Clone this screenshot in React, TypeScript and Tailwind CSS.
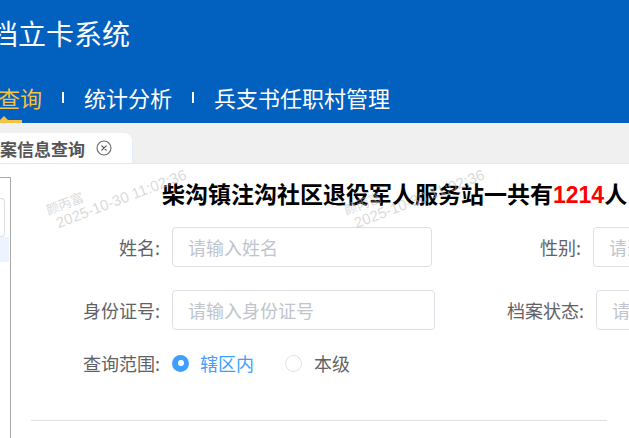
import React from "react";

function Watermark({ left }: { left: number }) {
  return (
    <div
      className="absolute pointer-events-none select-none whitespace-nowrap text-[rgba(185,185,185,0.55)] [font-family:'Liberation_Sans','Noto_Sans_CJK_SC',sans-serif] origin-bottom-left rotate-[-21deg] top-[199px]"
      style={{ left }}
    >
      <div className="text-[13px] leading-[15px] [font-family:'Noto_Sans_CJK_SC',sans-serif] ml-[-5px]">颜丙富</div>
      <div className="text-[15px] leading-[18px]">2025-10-30 11:02:36</div>
    </div>
  );
}

function CloseIcon() {
  return (
    <svg width="16" height="16" viewBox="0 0 16 16" className="shrink-0">
      <circle cx="8" cy="8" r="7" fill="none" stroke="#666" strokeWidth="1.1" />
      <path d="M5.8 5.8 L10.2 10.2 M10.2 5.8 L5.8 10.2" stroke="#555" strokeWidth="1.2" strokeLinecap="round" />
    </svg>
  );
}

function Input({ placeholder, w }: { placeholder: string; w: number }) {
  return (
    <div
      className="ml-[12px] h-[40px] shrink-0 border border-[#dcdfe6] rounded-[4px] pl-[15px] flex items-center text-[18px] text-[#c0c4cc] whitespace-nowrap overflow-hidden"
      style={{ width: w }}
    >
      {placeholder}
    </div>
  );
}

export default function App() {
  return (
    <div className="relative w-[629px] h-[438px] overflow-hidden bg-white [font-family:'Noto_Sans_CJK_SC','Noto_Sans',sans-serif]">
      {/* Header */}
      <header className="relative h-[123px] bg-[#0260bf] text-white flex flex-col">
        <div className="h-[66px] flex items-center ml-[-150px] text-[28px] leading-none whitespace-nowrap">
          退役军人建档立卡系统
        </div>
        <nav className="h-[57px] pt-[5px] flex items-center ml-[-46px] text-[22px] leading-none whitespace-nowrap">
          <span className="text-[#f7c242]">档案查询</span>
          <span className="mx-[20px] w-[2px] h-[11px] bg-white" />
          <span>统计分析</span>
          <span className="mx-[20px] w-[2px] h-[11px] bg-white" />
          <span>兵支书任职村管理</span>
        </nav>
        <div className="absolute left-[-26px] top-[120px] w-[48px] h-[3px] bg-[#f7c242]" />
        <div className="absolute left-[0px] top-[116px] w-0 h-0 border-l-[4px] border-r-[4px] border-b-[4px] border-l-transparent border-r-transparent border-b-[#f7c242]" />
      </header>

      {/* Tab bar */}
      <div className="h-[40px] bg-[#f0f0f0] flex items-end">
        <div className="h-[30px] ml-[-30px] pl-[13px] pr-[20px] bg-white rounded-tr-[8px] border-r border-[#e4edf9] flex items-center">
          <span className="text-[17px] font-bold text-[#555] leading-none whitespace-nowrap">档案信息查询</span>
          <span className="ml-[11px]">
            <CloseIcon />
          </span>
        </div>
      </div>

      {/* Content */}
      <div className="flex h-[275px] border-t border-[#e8e8e8]">
        <div className="w-[11px] shrink-0 pt-[13px]">
          <div className="h-full border-t border-r border-[#aaaaaa]">
            <div className="mt-[20px] h-[39px] w-[5px] border border-l-0 border-[#dcdfe6] rounded-r-[4px]" />
            <div className="h-[25px] w-[9px] bg-[#ecf5ff]" />
          </div>
        </div>

        <div className="flex-1 pl-[20px] pt-[13px] text-[#606266]">
          <div className="ml-[131px] h-[32px] leading-[32px] text-[23px] font-bold text-black whitespace-nowrap">
            柴沟镇注沟社区退役军人服务站一共有<span className="text-[#ff0000] [font-family:'Liberation_Sans',sans-serif]">1214</span>人
          </div>

          <div className="mt-[18px] flex items-center h-[40px] text-[18px]">
            <div className="w-[129px] shrink-0 text-right">姓名:</div>
            <Input placeholder="请输入姓名" w={260} />
            <div className="w-[149px] shrink-0 text-right">性别:</div>
            <Input placeholder="请选择" w={200} />
          </div>

          <div className="mt-[23px] flex items-center h-[40px] text-[18px]">
            <div className="w-[129px] shrink-0 text-right">身份证号:</div>
            <Input placeholder="请输入身份证号" w={263} />
            <div className="w-[149px] shrink-0 text-right">档案状态:</div>
            <Input placeholder="请选择" w={200} />
          </div>

          <div className="mt-[13px] flex items-center h-[40px] text-[18px]">
            <div className="w-[129px] shrink-0 text-right">查询范围:</div>
            <div className="ml-[12px] w-[17px] h-[17px] rounded-full bg-[#409eff] flex items-center justify-center shrink-0">
              <div className="w-[6px] h-[6px] rounded-full bg-white" />
            </div>
            <span className="ml-[11px] text-[#409eff]">辖区内</span>
            <div className="ml-[31px] w-[17px] h-[17px] rounded-full border border-[#dcdfe6] bg-white shrink-0" />
            <span className="ml-[12px]">本级</span>
          </div>

          <div className="mt-[37px] h-[1px] w-[576px] bg-[#dcdfe6]" />
        </div>
      </div>

      <Watermark left={60} />
      <Watermark left={358} />
    </div>
  );
}
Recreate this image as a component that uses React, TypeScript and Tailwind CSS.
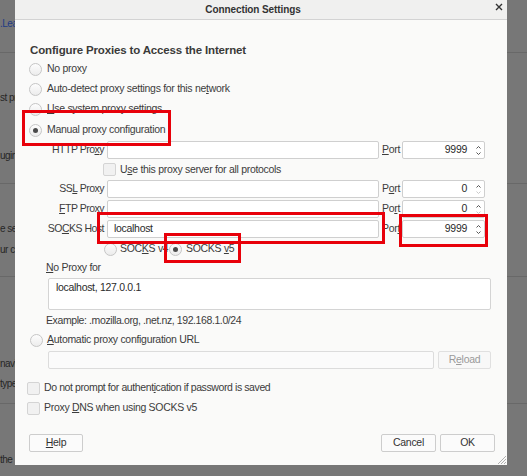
import React from "react";

function Radio({ checked }: { checked?: boolean }) {
  return (
    <span className="flex h-[13px] w-[13px] shrink-0 items-center justify-center rounded-full border border-[#c6c6c6] bg-gradient-to-b from-[#fdfdfd] to-[#ececec]">
      {checked && <span className="h-[5px] w-[5px] rounded-full bg-[#4a4a4a]" />}
    </span>
  );
}

function Check() {
  return <span className="h-[13px] w-[13px] shrink-0 rounded-[2px] border border-[#d4d4d4] bg-[#f1f1f1]" />;
}

function U({ children }: { children: React.ReactNode }) {
  return <span className="underline underline-offset-[1px]">{children}</span>;
}

function Spinner({ downDisabled }: { downDisabled?: boolean }) {
  return (
    <div className="flex h-full w-[10px] flex-col items-center justify-center gap-[3px] pr-[1px]">
      <svg width="5" height="3" viewBox="0 0 5 3">
        <path d="M0.5 2.5 L2.5 0.5 L4.5 2.5" fill="none" stroke="#555" strokeWidth="1" />
      </svg>
      <svg width="5" height="3" viewBox="0 0 5 3">
        <path d="M0.5 0.5 L2.5 2.5 L4.5 0.5" fill="none" stroke={downDisabled ? "#c8c8c8" : "#555"} strokeWidth="1" />
      </svg>
    </div>
  );
}

function ProxyRow({
  label,
  value,
  port,
  portLabel,
  downDisabled,
}: {
  label: React.ReactNode;
  value?: string;
  port: string;
  portLabel: React.ReactNode;
  downDisabled?: boolean;
}) {
  return (
    <div className="flex h-[20px] items-center">
      <div className="ml-[18px] w-[57px] whitespace-nowrap text-right tracking-[-0.5px]">{label}</div>
      <div className="ml-[3px] flex h-[18px] w-[272px] items-center rounded-[2px] border border-[#cfcfcf] bg-white pl-[6px] text-[#2a2a2a]">
        {value}
      </div>
      <div className="ml-[3px] w-[20px]">{portLabel}</div>
      <div className="flex h-[18px] w-[83px] items-center rounded-[2px] border border-[#cfcfcf] bg-white">
        <div className="flex-1 pr-[7px] text-right text-[#2a2a2a]">{port}</div>
        <Spinner downDisabled={downDisabled} />
      </div>
    </div>
  );
}

export default function App() {
  return (
    <div className="relative h-[476px] w-[527px] overflow-hidden bg-[#777777] font-['Liberation_Sans',Arial,sans-serif] text-[10.5px] tracking-[-0.3px]">
      {/* background page */}
      <div className="flex flex-col whitespace-nowrap text-[10px] tracking-[-0.5px] text-[#262626]">
        <div className="mt-[14px] flex h-[18px] items-center text-[#1e3b85]">.Learn more</div>
        <div className="mt-[20px] h-px w-full bg-[#686868]" />
        <div className="mt-[35px] flex h-[18px] items-center">st proxy</div>
        <div className="mt-[40px] flex h-[18px] items-center">ugins</div>
        <div className="mt-[19px] h-px w-full bg-[#686868]" />
        <div className="mt-[35px] flex h-[18px] items-center">e settings</div>
        <div className="mt-[3px] flex h-[18px] items-center">ur connection</div>
        <div className="mt-[18px] h-px w-full bg-[#686868]" />
        <div className="mt-[77px] flex h-[18px] items-center">navigation</div>
        <div className="mt-[2px] flex h-[18px] items-center">type</div>
        <div className="mt-[11px] h-px w-full bg-[#686868]" />
        <div className="mt-[46px] flex h-[18px] items-center">the</div>
      </div>

      {/* dialog */}
      <div className="absolute left-[15px] top-0 flex h-[465px] w-[492px] flex-col bg-[#fafaf9] text-[#3c3c3c]">
        <div className="relative flex h-[20px] shrink-0 items-center justify-center border-b border-[#d3d3d3] bg-[#f0f0ef] pr-[16px] text-[10px] font-bold tracking-[-0.1px] text-[#333]">
          Connection Settings
          <svg className="absolute right-[4px] top-[3px]" width="8" height="8" viewBox="0 0 8 8">
            <path d="M1 1 L7 7 M7 1 L1 7" stroke="#333" strokeWidth="1.4" />
          </svg>
        </div>

        <div className="flex flex-1 flex-col pl-[14px] pr-[16px]">
          <div className="mt-[22px] flex h-[17px] items-center pl-[1px] text-[11.5px] font-bold tracking-[-0.15px] text-[#3a3a3a]">
            Configure Proxies to Access the Internet
          </div>
          <div className="flex h-[20px] items-center gap-[5px]">
            <Radio />
            <span>No proxy</span>
          </div>
          <div className="flex h-[20px] items-center gap-[5px]">
            <Radio />
            <span>
              Auto-detect proxy settings for this ne<U>t</U>work
            </span>
          </div>
          <div className="flex h-[20px] items-center gap-[5px]">
            <Radio />
            <span>
              <U>U</U>se system proxy settings
            </span>
          </div>
          <div className="mt-[1px] flex h-[20px] items-center gap-[5px]">
            <Radio checked />
            <span>Manual proxy configuration</span>
          </div>

          <ProxyRow
            label={
              <>
                HTTP Pro<U>x</U>y
              </>
            }
            port="9999"
            portLabel={
              <>
                <U>P</U>ort
              </>
            }
          />
          <div className="flex h-[19px] items-center gap-[4px] pl-[74px]">
            <Check />
            <span>
              U<U>s</U>e this proxy server for all protocols
            </span>
          </div>
          <ProxyRow
            label={
              <>
                SS<U>L</U> Proxy
              </>
            }
            port="0"
            downDisabled
            portLabel={
              <>
                P<U>o</U>rt
              </>
            }
          />
          <ProxyRow
            label={
              <>
                <U>F</U>TP Proxy
              </>
            }
            port="0"
            downDisabled
            portLabel={
              <>
                Po<U>r</U>t
              </>
            }
          />
          <ProxyRow
            label={
              <>
                SO<U>C</U>KS Host
              </>
            }
            value="localhost"
            port="9999"
            portLabel={
              <>
                Por<U>t</U>
              </>
            }
          />
          <div className="flex h-[20px] items-center pl-[75px]">
            <Radio />
            <span className="ml-[3px] w-[49px] whitespace-nowrap">
              SOC<U>K</U>S v4
            </span>
            <Radio checked />
            <span className="ml-[4px] whitespace-nowrap">
              SOCKS <U>v</U>5
            </span>
          </div>
          <div className="flex h-[18px] items-center pl-[17px]">
            <span>
              <U>N</U>o Proxy for
            </span>
          </div>
          <div className="ml-[19px] mt-[1px] h-[32px] rounded-[2px] border border-[#d4d4d4] bg-white pl-[7px] pt-[1px] text-[#2a2a2a]">
            localhost, 127.0.0.1
          </div>
          <div className="mt-[2px] flex h-[18px] items-center pl-[17px] tracking-[-0.4px]">
            Example: .mozilla.org, .net.nz, 192.168.1.0/24
          </div>
          <div className="flex h-[20px] items-center gap-[4px] pl-[1px]">
            <Radio />
            <span>
              <U>A</U>utomatic proxy configuration URL
            </span>
          </div>
          <div className="mt-[1px] flex h-[18px] items-center">
            <div className="ml-[19px] h-[18px] w-[386px] rounded-[2px] border border-[#dcdcdc] bg-[#fbfbfb]" />
            <div className="ml-[4px] flex h-[18px] w-[53px] items-center justify-center rounded-[2px] border border-[#e0e0e0] bg-[#f8f8f8] text-[#9a9a9a]">
              R<U>e</U>load
            </div>
          </div>

          <div className="ml-[-2px] mt-[9px] flex h-[20px] items-center gap-[4px] tracking-[-0.4px]">
            <Check />
            <span>
              Do not prompt for authent<U>i</U>cation if password is saved
            </span>
          </div>
          <div className="ml-[-2px] flex h-[20px] items-center gap-[4px]">
            <Check />
            <span>
              Proxy <U>D</U>NS when using SOCKS v5
            </span>
          </div>

          <div className="mr-[-4px] mt-[16px] flex h-[18px] items-center justify-between">
            <div className="flex h-[18px] w-[54px] items-center justify-center rounded-[2px] border border-[#cdcdcd] bg-[#fbfbfb] text-[#333]">
              <U>H</U>elp
            </div>
            <div className="flex gap-[4px]">
              <div className="flex h-[18px] w-[55px] items-center justify-center rounded-[2px] border border-[#cdcdcd] bg-[#fbfbfb] text-[#333]">
                Cancel
              </div>
              <div className="flex h-[18px] w-[55px] items-center justify-center rounded-[2px] border border-[#cdcdcd] bg-[#fbfbfb] text-[#333]">
                OK
              </div>
            </div>
          </div>
        </div>

        <svg className="absolute bottom-[1px] right-[1px]" width="8" height="8" viewBox="0 0 8 8">
          <path d="M8 0 L0 8 M8 3 L3 8 M8 6 L6 8" stroke="#b0b0b0" strokeWidth="1" />
        </svg>
      </div>

      {/* annotation boxes */}
      <div className="absolute left-[22px] top-[110px] h-[36px] w-[149px] border-[3px] border-[#e8000a]" />
      <div className="absolute left-[97px] top-[212px] h-[32px] w-[288px] border-[3px] border-[#e8000a]" />
      <div className="absolute left-[399px] top-[214px] h-[33px] w-[89px] border-[3px] border-[#e8000a]" />
      <div className="absolute left-[164px] top-[233px] h-[30px] w-[77px] border-[3px] border-[#e8000a]" />
    </div>
  );
}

::::::::

* Directions for this task *
Identify the lines above with the word "TypeScript". Copy them.

* Expected answer *
Clone this screenshot in React, TypeScript and Tailwind CSS.
Recreate this image as a component that uses React, TypeScript and Tailwind CSS.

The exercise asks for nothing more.